**WORK INSTRUCTIONS**
Only the lines holding the string "index" are needed. Copy each one.

**AVAILABLE DATA**

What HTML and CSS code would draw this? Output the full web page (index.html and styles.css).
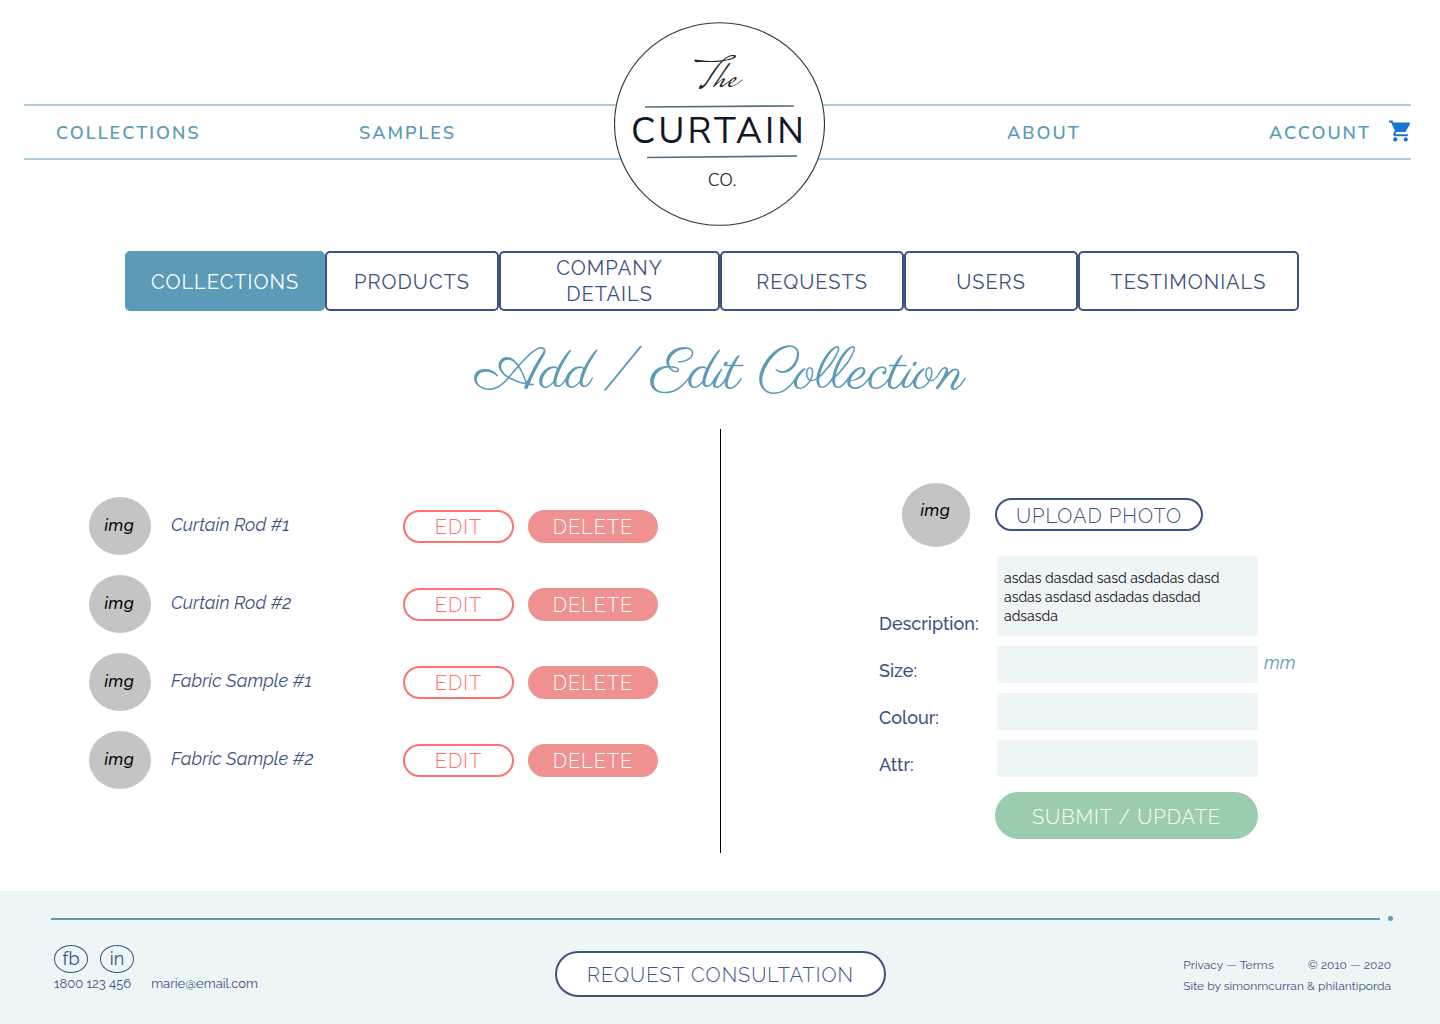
FILE: index.html
```html
<!DOCTYPE html>
<html lang="en">
<head>
<meta charset="utf-8">
<meta name="viewport" content="width=device-width, initial-scale=1">
<title>Add / Edit Collection – The Curtain Co.</title>
<link rel="stylesheet" href="styles.css">
</head>
<body>
<header class="site-header">
  <nav class="site-nav" aria-label="Main">
    <div class="nav-side nav-left">
      <a href="#collections">COLLECTIONS</a>
      <a href="#samples">SAMPLES</a>
    </div>
    <a class="logo" href="#home" aria-label="The Curtain Co.">
      <svg width="211" height="204" viewBox="0 0 211 204">
        <ellipse cx="105.5" cy="102" rx="105" ry="101.3" fill="#fff" stroke="#333" stroke-width="1.1"/>
        <text class="logo-the" x="82" y="65">The</text>
        <path d="M31 85L180 84M33 135.500L183 134" stroke="#4f6f80" stroke-width="1.700"/>
        <text class="logo-name" x="105" y="121" text-anchor="middle">CURTAIN</text>
        <text class="logo-co" x="108" y="164" text-anchor="middle">CO.</text>
      </svg>
    </a>
    <div class="nav-side nav-right">
      <a href="#about">ABOUT</a>
      <div class="account">
        <a href="#account">ACCOUNT</a>
        <a class="cart" href="#cart" aria-label="Cart">
          <svg width="22" height="22" viewBox="1 2 21 20"><path fill="#1976d2" d="M7 18c-1.100 0-1.990.9-1.990 2S5.900 22 7 22s2-.9 2-2-.9-2-2-2zM1 2v2h2l3.600 7.590-1.350 2.450c-.16.280-.25.610-.25.960 0 1.100.9 2 2 2h12v-2H7.420c-.14 0-.25-.11-.25-.25l.03-.12.900-1.630h7.450c.75 0 1.410-.41 1.750-1.030l3.580-6.490A1 1 0 0 0 20 4H5.210l-.94-2H1zm16 16c-1.100 0-1.990.9-1.990 2s.89 2 1.990 2 2-.9 2-2-.9-2-2-2z"/></svg>
        </a>
      </div>
    </div>
  </nav>
</header>

<main>
  <div class="tabs">
    <button type="button" class="tab active">COLLECTIONS</button>
    <button type="button" class="tab">PRODUCTS</button>
    <button type="button" class="tab tab-wrap">COMPANY DETAILS</button>
    <button type="button" class="tab">REQUESTS</button>
    <button type="button" class="tab">USERS</button>
    <button type="button" class="tab">TESTIMONIALS</button>
  </div>

  <h1>Add / Edit Collection</h1>

  <div class="panels">
    <ul class="items">
      <li><span class="thumb">img</span><span class="name">Curtain Rod #1</span><button type="button" class="pill edit">EDIT</button><button type="button" class="pill delete">DELETE</button></li>
      <li><span class="thumb">img</span><span class="name">Curtain Rod #2</span><button type="button" class="pill edit">EDIT</button><button type="button" class="pill delete">DELETE</button></li>
      <li><span class="thumb">img</span><span class="name">Fabric Sample #1</span><button type="button" class="pill edit">EDIT</button><button type="button" class="pill delete">DELETE</button></li>
      <li><span class="thumb">img</span><span class="name">Fabric Sample #2</span><button type="button" class="pill edit">EDIT</button><button type="button" class="pill delete">DELETE</button></li>
    </ul>

    <form class="editor">
      <span class="thumb thumb-large">img</span>
      <button type="button" class="pill upload">UPLOAD PHOTO</button>
      <label for="description">Description:</label>
      <textarea id="description">asdas dasdad sasd asdadas dasd asdas asdasd asdadas dasdad adsasda</textarea>
      <label for="size">Size:</label>
      <input id="size" type="text">
      <span class="unit">mm</span>
      <label for="colour">Colour:</label>
      <input id="colour" type="text">
      <label for="attr">Attr:</label>
      <input id="attr" type="text">
      <button type="submit" class="pill submit">SUBMIT / UPDATE</button>
    </form>
  </div>
</main>

<footer class="site-footer">
  <div class="rule"><span class="line"></span><span class="dot"></span></div>
  <div class="footer-row">
    <div class="contact">
      <div class="social"><a href="#fb">fb</a><a href="#in">in</a></div>
      <div class="details"><a href="tel:1800123456">1800 123 456</a><a href="mailto:marie@email.com">marie@email.com</a></div>
    </div>
    <button type="button" class="pill request">REQUEST CONSULTATION</button>
    <div class="legal">
      <div class="legal-top"><span><a href="#privacy">Privacy</a> — <a href="#terms">Terms</a></span><span>© 2010 — 2020</span></div>
      <div>Site by simonmcurran &amp; philantiporda</div>
    </div>
  </div>
</footer>
</body>
</html>
```
FILE: styles.css
```css
:root {
  --teal: #5b9bb8;
  --navy: #3c5280;
  --pale: #edf5f7;
  --sans: Raleway, Lato, "Open Sans", sans-serif;
  --round: Nunito, Lato, "Open Sans", sans-serif;
}

* { box-sizing: border-box; }

body {
  margin: 0;
  min-height: 100vh;
  display: flex;
  flex-direction: column;
  background: #fff;
  color: var(--navy);
  font-family: var(--sans);
  font-size: 18px;
}

a { color: inherit; text-decoration: none; }
button, input, textarea { font: inherit; color: inherit; }
button { cursor: pointer; padding: 0; }

/* Header */
.site-header { padding: 104px 29px 0 24px; }

.site-nav {
  display: grid;
  grid-template-columns: 1fr 211px 1fr;
  align-items: center;
  height: 56px;
  padding-left: 4px;
  border-top: 2px solid #a9cddb;
  border-bottom: 2px solid #a9cddb;
  color: var(--teal);
  font: 600 18px var(--round);
  letter-spacing: 2px;
}

.nav-side { display: flex; justify-content: space-between; align-items: center; padding-top: 2px; }
.nav-left { padding-left: 28px; padding-right: 158px; }
.nav-right { padding-left: 182px; }
.account { display: flex; align-items: center; gap: 18px; }
.cart { padding-bottom: 4px; }
.cart svg, .logo svg { display: block; }
.logo { margin: -84px 0 -68px; }
.logo-the { font: 400 42px "Mrs Saint Delafield", "Mr De Haviland", "Herr Von Muellerhoff", Allura, "Great Vibes", cursive; letter-spacing: 0; fill: #222; }
.logo-name { font: 400 36px "Nunito Sans", Nunito, Lato, sans-serif; letter-spacing: 3px; fill: #101828; }
.logo-co { font: 300 18px "Nunito Sans", Nunito, Lato, sans-serif; letter-spacing: 0; fill: #111; }

/* Section tabs */
.tabs {
  display: grid;
  grid-template-columns: 200fr 174fr 221fr 184fr 174fr 221fr;
  max-width: 1190px;
  margin: 91px auto 0;
  padding-right: 16px;
}

.tab {
  height: 60px;
  padding-top: 2px;
  border: 2px solid var(--navy);
  border-radius: 5px;
  background: #fff;
  color: var(--navy);
  font-size: 20px;
  font-weight: 400;
  line-height: 26px;
  letter-spacing: 1px;
}

.tab-wrap { padding: 0 40px; }
.tab.active { background: var(--teal); border-color: var(--teal); color: #fff; }

h1 {
  margin: 32px 0 0;
  color: var(--teal);
  font: 400 58px/64px Parisienne, "Petit Formal Script", "Liberation Serif", cursive;
  text-align: center;
}

/* Panels */
.panels {
  display: grid;
  grid-template-columns: 1fr 1fr;
  margin-top: 22px;
  min-height: 424px;
}

.items {
  display: flex;
  flex-direction: column;
  gap: 20px;
  margin: 0;
  padding: 68px 62px 0 89px;
  list-style: none;
}

.items li { display: flex; align-items: center; }

.thumb {
  display: flex;
  align-items: center;
  justify-content: center;
  width: 62px;
  height: 58px;
  padding: 0 2px 2px 0;
  border-radius: 50%;
  background: #c4c4c4;
  color: #000;
  font: italic 400 18px var(--round);
}

.name { flex: 1; padding: 0 0 4px 20px; font-style: italic; }

.pill {
  height: 33px;
  padding-top: 1px;
  border: 2px solid var(--navy);
  border-radius: 24px;
  background: #fff;
  color: var(--navy);
  font-size: 20px;
  font-weight: 300;
  letter-spacing: 1px;
}

.edit { width: 111px; border-color: #ff7070; color: #ff7070; }
.delete { width: 130px; margin-left: 14px; border-color: #f09191; background: #f09191; color: #fff; }

.editor {
  display: grid;
  grid-template-columns: 112px 263px 1fr;
  grid-template-rows: 63px;
  column-gap: 4px;
  row-gap: 10px;
  align-content: start;
  padding: 54px 20px 0 158px;
  border-left: 1px solid #000;
}

.thumb-large { width: 68px; height: 64px; margin-left: 23px; padding-bottom: 10px; }
.upload { width: 208px; align-self: center; padding-top: 2px; }
.editor label { grid-column: 1; align-self: end; font-weight: 500; line-height: 24px; }

.editor textarea, .editor input {
  grid-column: 2;
  justify-self: end;
  width: 261px;
  height: 37px;
  margin: 0;
  padding: 0 7px;
  border: 0;
  border-radius: 0;
  background: var(--pale);
  color: #111;
  font-size: 14px;
}

.editor textarea {
  display: block;
  height: 80px;
  padding: 13px 30px 0 7px;
  line-height: 19px;
  resize: none;
}

.unit { align-self: center; padding: 0 0 4px 2px; color: var(--teal); font-style: italic; }
.submit { grid-column: 2; height: 47px; margin-top: 5px; padding-top: 3px; border-color: #9bccae; background: #9bccae; color: #fff; }

/* Footer */
.site-footer {
  flex: 1;
  margin-top: 38px;
  padding: 25px 47px 27px 51px;
  background: var(--pale);
}

.rule { display: flex; align-items: center; gap: 8px; height: 5px; }
.line { flex: 1; height: 2px; background: var(--teal); }
.dot { width: 5px; height: 5px; border-radius: 50%; background: var(--teal); }

.footer-row {
  display: grid;
  grid-template-columns: 501fr 331px 505fr;
  align-items: center;
  margin-top: 22px;
  padding: 0 2px 0 3px;
  font-size: 13px;
}

.social { display: flex; gap: 12px; }

.social a {
  display: flex;
  align-items: center;
  justify-content: center;
  width: 34px;
  height: 28px;
  padding-bottom: 2px;
  border: 1px solid var(--navy);
  border-radius: 50%;
  font: 400 18px var(--sans);
}

.details { display: flex; gap: 20px; line-height: 22px; }
.request { height: 46px; margin-top: 8px; }
.legal { justify-self: end; margin-top: 12px; font-size: 12px; line-height: 21px; }
.legal-top { display: flex; justify-content: space-between; }
```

**SOLUTION**
What HTML and CSS code would draw this? Output the full web page (index.html and styles.css).
FILE: index.html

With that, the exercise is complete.